Mrs. Williams (MFT) definitely gives me the impression she
is knowledgeable based on her therapist license info readily displayed with the
“Verified by Psychology Today” stamp. She also follows the traditional
convention(s) of having a “Learn More” section. This further helps the reader
feel the depth of knowledge. Within the “Learn more” section one could choose
to click on different tabs further engaging the reader and bringing more
information.
In more than one place.. The reader can contact the office
to make an appointment or receive a newsletter. This shows a welcoming to new
clients and a sharing of information.
Although this homepage may be organized in its own unique
fashion, I think it is fitting of the genre of most therapists.

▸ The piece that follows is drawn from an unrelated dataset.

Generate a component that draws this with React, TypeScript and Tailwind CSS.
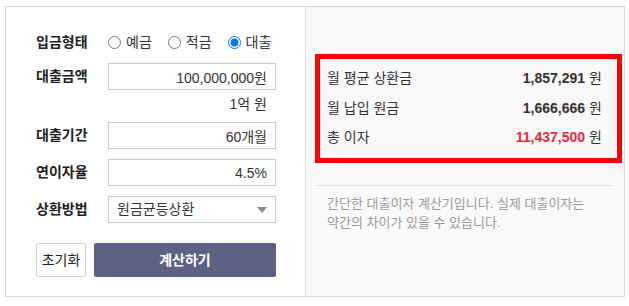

People do not contact a therapist unless they typically are
having emotional strain… The “Testimonial” and “About” tabs along with the bold
words are a straight shot to ethos and pathos! By expressing her background in the about
section the reader feels warm and trusting of the therapist. The testimonials
confirm the confidence one wants in their therapy and the positive outcome they
are looking for. I can clearly sense the therapist wanted her readers to feel
safe and confident she could bring forth the services the clients need.

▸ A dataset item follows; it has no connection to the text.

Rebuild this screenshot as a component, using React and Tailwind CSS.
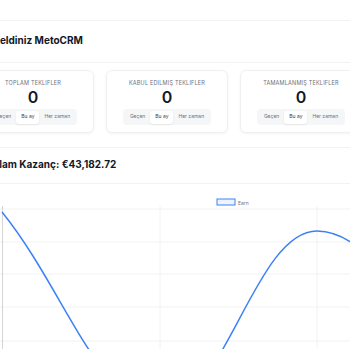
import React from 'react';

const stats = [
  { label: 'Toplam Teklifler', value: 0 },
  { label: 'Kabul Edilmiş Teklifler', value: 0 },
  { label: 'Tamamlanmış Teklifler', value: 0 },
];

const ranges = ['Geçen', 'Bu ay', 'Her zaman'];

const StatCard = ({ label, value }) => (
  <div className="bg-white rounded-md border border-[#eef0f3] shadow-[0_1px_3px_rgba(0,0,0,0.05)] h-[63px] flex flex-col items-center pt-[8px]">
    <p className="text-[5.5px] leading-[8px] uppercase tracking-[0.2px] text-[#6b7280]">{label}</p>
    <p className="text-[16px] leading-[18px] font-semibold text-[#111827] mt-[1px]">{value}</p>
    <div className="mt-[3px] flex items-center bg-[#f5f6f8] rounded-[4px] px-[2px] h-[16px]">
      {ranges.map((r) => (
        <span
          key={r}
          className={
            r === 'Bu ay'
              ? 'text-[5px] px-[5px] h-[13px] flex items-center rounded-[3px] bg-white text-[#374151] shadow-[0_1px_2px_rgba(0,0,0,0.08)]'
              : 'text-[5px] px-[5px] h-[13px] flex items-center text-[#6b7280]'
          }
        >
          {r}
        </span>
      ))}
    </div>
  </div>
);

const EarnChart = () => (
  <svg width="350" height="165" viewBox="0 0 350 165" className="block">
    <rect x="217" y="15" width="18" height="6" fill="#eef4ff" stroke="#3b82f6" strokeWidth="1" />
    <text x="238" y="20.5" fontSize="5" fill="#6b7280" fontFamily="Inter, sans-serif">Earn</text>
    {[25, 58, 90, 123, 157].map((y) => (
      <line key={y} x1="0" x2="350" y1={y} y2={y} stroke="#f2f2f2" strokeWidth="1" />
    ))}
    {[160, 317].map((x) => (
      <line key={x} x1={x} x2={x} y1="22" y2="165" stroke="#f2f2f2" strokeWidth="1" />
    ))}
    <line x1="2.5" x2="2.5" y1="22" y2="165" stroke="#d4d4d4" strokeWidth="1" />
    <path
      d="M2,28 C65,106 97,219 160,223 C223,227 254,47 317,47 C380,47 411,153 474,223"
      fill="none"
      stroke="#3b82f6"
      strokeWidth="1.5"
    />
  </svg>
);

export default function App() {
  return (
    <div className="w-[350px] h-[350px] overflow-hidden bg-white font-['Inter',sans-serif]">
      <div className="h-[20px]" />
      <div className="h-[43px] border-y border-[#f2f2f2] flex items-center pb-[3px]">
        <h1 className="-ml-[28px] text-[10px] font-bold text-[#111827] whitespace-nowrap">Hoş geldiniz MetoCRM</h1>
      </div>
      <div className="w-[390px] -ml-[28px] mt-[7px] grid grid-cols-3 gap-3">
        {stats.map((s) => (
          <StatCard key={s.label} {...s} />
        ))}
      </div>
      <div className="mt-[14px] h-[37px] border-y border-[#f2f2f2] flex items-center pb-[3px]">
        <h2 className="-ml-[19px] text-[10px] font-bold text-[#111827] whitespace-nowrap">Toplam Kazanç: €43,182.72</h2>
      </div>
      <EarnChart />
    </div>
  );
}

Ethos is very present in her “About” section. After reading
I felt 100% positive this therapist in particular was working with a high level
of ethics and care for her clients. She was wise to share the leadership roles
she has and recognitions she’s has received. I don’t think many readers would
doubt she is a professional and has the support of her professional community.

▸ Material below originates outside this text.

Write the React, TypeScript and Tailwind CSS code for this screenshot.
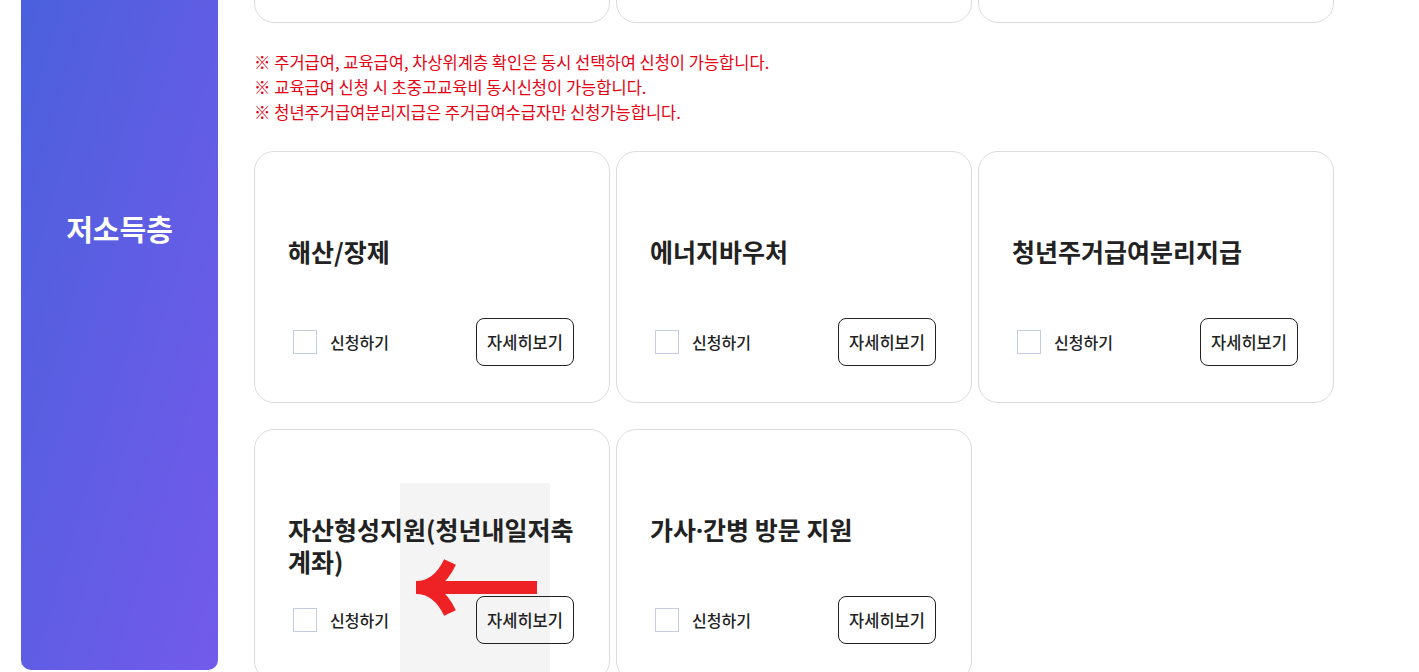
import React from "react";

type Item = { title: React.ReactNode; highlight?: boolean };

const rows: Item[] = [
  { title: "해산/장제" },
  { title: "에너지바우처" },
  { title: "청년주거급여분리지급" },
  { title: "자산형성지원(청년내일저축계좌)", highlight: true },
  {
    title: (
      <>
        가사<span style={{ fontFamily: '"Noto Sans", sans-serif' }}>·</span>간병 방문 지원
      </>
    ),
  },
];

const notes = [
  "※ 주거급여, 교육급여, 차상위계층 확인은 동시 선택하여 신청이 가능합니다.",
  "※ 교육급여 신청 시 초중고교육비 동시신청이 가능합니다.",
  "※ 청년주거급여분리지급은 주거급여수급자만 신청가능합니다.",
];

function Card({ item }: { item: Item }) {
  return (
    <div className="relative flex h-[252px] flex-col justify-between overflow-hidden rounded-[20px] border border-[#dcdcdc] bg-white px-[33px] pt-[83px] pb-[36px]">
      {/* guide highlight + arrow */}
      {item.highlight && (
        <div className="absolute top-[53px] left-[145px] h-[260px] w-[150px] bg-[#f4f4f4]"></div>
      )}
      <h3 className="relative text-[25px] leading-[32px] font-bold text-[#222]">{item.title}</h3>
      <div className="relative flex items-center justify-between pr-[2px]">
        <label className="flex items-center gap-[13px] pl-[5px]">
          <span className="block h-[24px] w-[24px] border border-[#c5cbe3] bg-white"></span>
          <span className="text-[16px] font-medium text-[#222]">신청하기</span>
        </label>
        <button className="h-[48px] w-[98px] rounded-[8px] border border-[#222] bg-transparent text-[16.5px] font-medium text-[#222]">
          자세히보기
        </button>
      </div>
      {item.highlight && (
        <svg className="absolute top-[127px] left-[156px]" width="130" height="64" viewBox="0 0 130 64">
          <rect x="6" y="24" width="120" height="13" fill="#ee2224" />
          <path d="M39 5 Q27 30.5 5 30.5" stroke="#ee2224" strokeWidth="13" fill="none" />
          <path d="M39 56 Q27 30.5 5 30.5" stroke="#ee2224" strokeWidth="13" fill="none" />
        </svg>
      )}
    </div>
  );
}

export default function App() {
  return (
    <div
      className="flex h-[672px] overflow-hidden bg-white pl-[21px]"
      style={{ fontFamily: '"Noto Sans CJK KR", "Noto Sans", sans-serif' }}
    >
      {/* Category panel */}
      <div className="h-[670px] w-[197px] shrink-0 rounded-b-[10px] bg-linear-to-br from-[#4a60dc] to-[#725aeb] pt-[208px] text-center">
        <h2 className="text-[29px] leading-[40px] font-bold text-white">저소득층</h2>
      </div>

      <div className="ml-[36px] w-[1080px]">
        {/* previous row, scrolled mostly out of view */}
        <div className="mt-[-229px] grid grid-cols-3 gap-x-[6px]">
          {[0, 1, 2].map((i) => (
            <div key={i} className="h-[252px] rounded-[20px] border border-[#dcdcdc] bg-white"></div>
          ))}
        </div>

        <ul className="mt-[27px] mb-[26px] text-[16.5px] leading-[25px] text-[#e60012]">
          {notes.map((n, i) => (
            <li key={i}>{n}</li>
          ))}
        </ul>

        <div className="grid grid-cols-3 gap-x-[6px] gap-y-[26px]">
          {rows.map((item, i) => (
            <Card key={i} item={item} />
          ))}
        </div>
      </div>
    </div>
  );
}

She also states how many years she has been practicing which further reinforces
her knowledge and credibility.
The logos aspect of her website is interwoven throughout.
She does not seem to directly solicit her business.. but after reading her
site, one can’t help but connect enough to see that if you are dealing with
emotional stresses.. she can help. I think this falls into the logos category
because it would be difficult to not logically conclude she has the skill set and
desire to help you (the reader).
Her use of language is professional yet not intimidating.. I
think this is great since many could be nervous to explore therapy! Her tone
seems very relaxed in nature and non-threatening. This style of approach is
wise since the topic of her profession is sensitive and needs to be presented
in a gentle fashion. I look forward to receiving hard copy artifacts to further
analyze.
Tuesday, July 28, 2015
Week 4 readings
I like pages 114-119 of Everything's an Argument. I often find
starting a writing piece to be one of the more challenging aspects of writing
in any capacity. Within the above-mentioned pages there are great suggestions
to think about prior to writing. I especially liked the sections on "The
claim" and "Evidence of the claim". I have a habit of announcing
evidence of a claim as opposed to sharing specifics to support such claims. I
also tend to be a bit esoteric in my writing, which can be challenging for a reader
if I am not clear and pointed or at bare minimum presenting supporting
statements. Reading page 396 was great because it presented multiple thoughts
for me to be aware of next time I am finding myself stuck or not sure why I am
not clear.
I also am often confused by the
marketing/advertisements I notice. I rarely see a direct correlation of ad to
product. Of course the professionals of marketing know what they are doing but
I seem to not "Get it" many of the times. Though Bob Dylan does not
automatically seem the best fit for Victoria's Secret, I think he is great.
Just like his music, women and their relationship to their body and undergarments
are not always clear and meant for just anyone to be aware of or understand for
that matter. There is poetry to Bob Dylan, a navigation of emotions, a visual
experience within his lyrics. The mystery of what a woman wears is in itself a
visual experience. The perversion of my imagination in combination with the
beauty of "The female" is poetic though not always graceful... Bob
Dylan sings in a tone that is not always graceful but nonetheless magical.